# Help with Strain Selection for Grow Box!



## BuddyLuv (Jun 1, 2008)

Ok I have three BC Northen Lights Producers
http://www.bcnorthernlights.com/gardens.htm

I am in need of help on strains. From what I gather I can grow 18 plants per unit using the SOG method and allow for about 2.5 to 3.0 feet in height. Does anybody here have any suggestions on strains the will produce both high yields and great quality. Sorry but I have been out of the game for ten years now and a lot has changed. I was going to order from Doc, but I really can't get a grip on his strain descriptions because they really don't offer that much info. Also I have a separate veg area that I will let them go in till they reach about 12 inches, and select mothers from for further propagation.


----------



## Roken (Jun 5, 2008)

Wassup Buddy,
                     I personaly can say that Kahuna from soma seed's is a great producer for indoor enviorments.  She seems to stay rather short without affecting your yeild while still putting out respectable cola's of frosted dank shugar coated buds.  I also have always enjoyed White rhino from green house seed company, she stays below 3ft and puts my avg yeild at 1/4lb to 3/4lb harvest indoor.
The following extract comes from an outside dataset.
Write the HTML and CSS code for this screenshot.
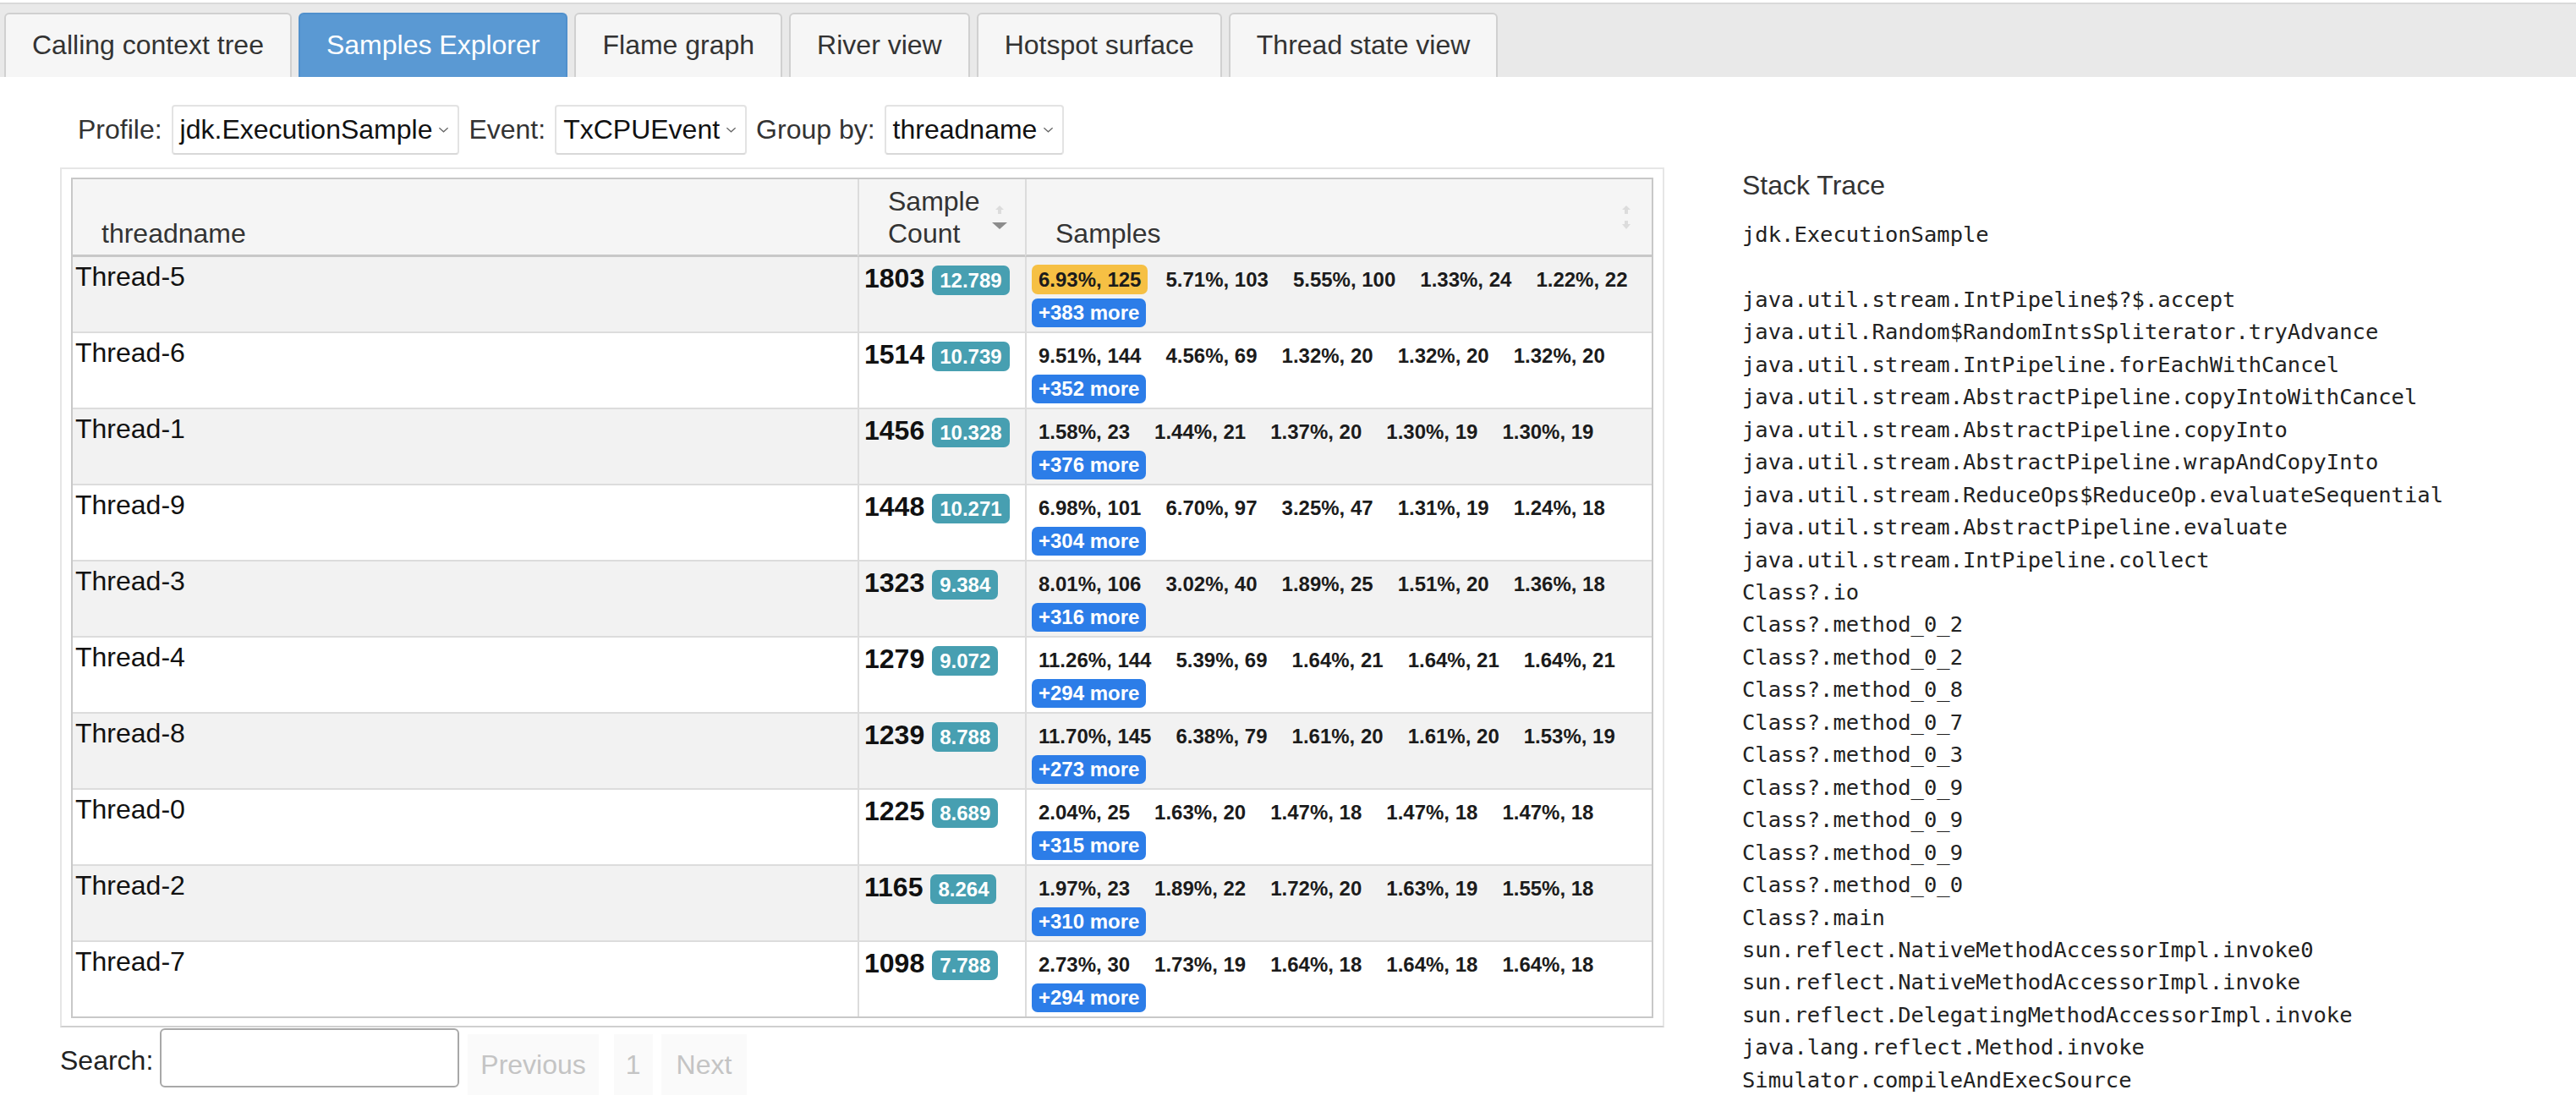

She produces amazing nugs dense and frosted with resin, just a pleasure to smoke and grow!  I believe you can go to greenhouseseeds.nl and watch arjian grow white rhino on a vid clip and see the final flower and yeild he can achieve.  Good luck with your grow and let us know which you decide to choose, keep us posted.
Peace and Love
Roken.


----------



## White Widow (Jun 6, 2008)

allot of indica strains grow short and bushy. Also worth noting is that you can intentionally make any plant short if your simply vegging the plant for a week then induce flowering immediately. Also also know a good friend of mine, owner of kind seed company, he simply flowers the clones right after he takes em from the original plant.


----------